- REQUIRED WORK: Report every line below that holds the word "document".

- DATA PROVIDED:
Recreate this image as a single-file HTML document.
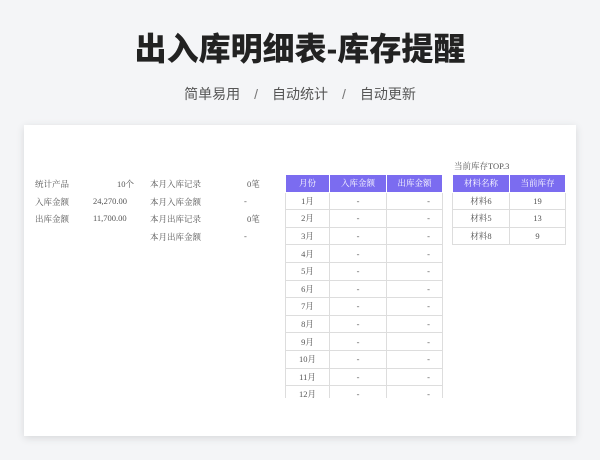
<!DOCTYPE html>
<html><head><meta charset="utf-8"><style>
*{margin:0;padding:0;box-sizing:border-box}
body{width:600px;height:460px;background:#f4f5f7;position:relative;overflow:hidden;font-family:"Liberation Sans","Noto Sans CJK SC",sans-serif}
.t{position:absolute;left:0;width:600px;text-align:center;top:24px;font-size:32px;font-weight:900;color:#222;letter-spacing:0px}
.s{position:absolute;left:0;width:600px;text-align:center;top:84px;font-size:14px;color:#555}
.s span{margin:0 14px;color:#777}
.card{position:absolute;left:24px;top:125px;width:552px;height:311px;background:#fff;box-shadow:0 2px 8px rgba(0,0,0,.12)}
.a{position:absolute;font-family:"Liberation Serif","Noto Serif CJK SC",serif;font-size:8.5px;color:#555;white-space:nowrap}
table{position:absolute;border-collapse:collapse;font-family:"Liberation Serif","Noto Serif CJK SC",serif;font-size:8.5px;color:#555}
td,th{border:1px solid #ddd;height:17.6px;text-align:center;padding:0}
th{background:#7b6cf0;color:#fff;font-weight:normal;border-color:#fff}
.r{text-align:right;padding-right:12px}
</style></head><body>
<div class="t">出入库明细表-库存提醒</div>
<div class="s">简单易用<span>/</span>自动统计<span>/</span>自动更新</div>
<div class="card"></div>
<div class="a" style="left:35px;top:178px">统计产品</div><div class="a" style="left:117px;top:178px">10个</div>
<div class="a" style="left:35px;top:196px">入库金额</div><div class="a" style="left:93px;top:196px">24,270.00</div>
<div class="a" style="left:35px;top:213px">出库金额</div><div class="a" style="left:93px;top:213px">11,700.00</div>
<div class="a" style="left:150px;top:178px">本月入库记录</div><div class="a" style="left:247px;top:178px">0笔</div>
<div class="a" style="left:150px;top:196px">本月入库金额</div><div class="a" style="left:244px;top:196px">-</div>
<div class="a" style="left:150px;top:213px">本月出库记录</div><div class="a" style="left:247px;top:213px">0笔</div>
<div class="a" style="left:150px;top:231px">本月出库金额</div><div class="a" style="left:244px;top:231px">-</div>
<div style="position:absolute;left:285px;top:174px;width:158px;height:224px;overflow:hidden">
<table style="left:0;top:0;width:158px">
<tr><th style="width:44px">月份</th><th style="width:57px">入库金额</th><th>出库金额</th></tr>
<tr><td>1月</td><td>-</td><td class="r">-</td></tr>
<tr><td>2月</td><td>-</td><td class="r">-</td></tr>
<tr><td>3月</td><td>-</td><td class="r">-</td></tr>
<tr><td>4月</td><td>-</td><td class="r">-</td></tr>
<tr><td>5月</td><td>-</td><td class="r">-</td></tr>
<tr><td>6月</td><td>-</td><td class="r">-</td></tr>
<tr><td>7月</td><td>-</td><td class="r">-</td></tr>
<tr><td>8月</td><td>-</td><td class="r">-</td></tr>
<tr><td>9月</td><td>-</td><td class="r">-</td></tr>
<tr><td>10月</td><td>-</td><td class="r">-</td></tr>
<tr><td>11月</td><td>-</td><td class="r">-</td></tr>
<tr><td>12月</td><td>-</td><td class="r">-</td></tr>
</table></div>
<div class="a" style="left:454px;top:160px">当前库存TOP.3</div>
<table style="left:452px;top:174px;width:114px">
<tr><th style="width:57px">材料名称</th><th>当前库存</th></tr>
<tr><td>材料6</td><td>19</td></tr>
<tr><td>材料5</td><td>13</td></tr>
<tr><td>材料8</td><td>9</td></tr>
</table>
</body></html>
---
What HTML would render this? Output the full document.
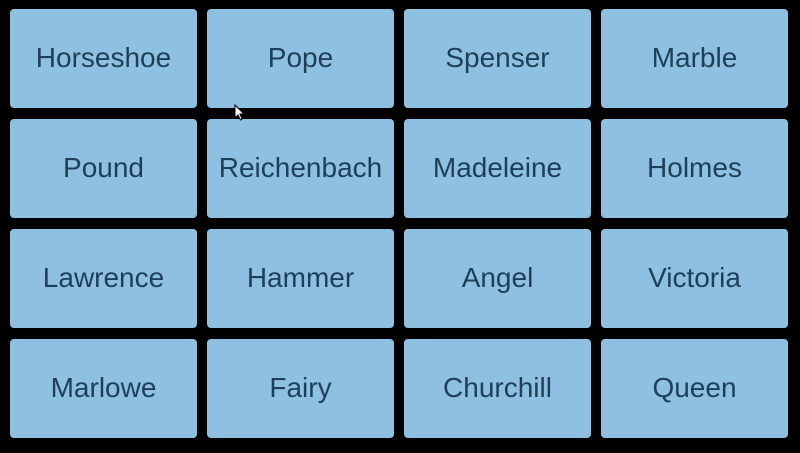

- SOLVED EXERCISE:
Recreate this image as a single-file HTML document.
What HTML would render this? Output the full document.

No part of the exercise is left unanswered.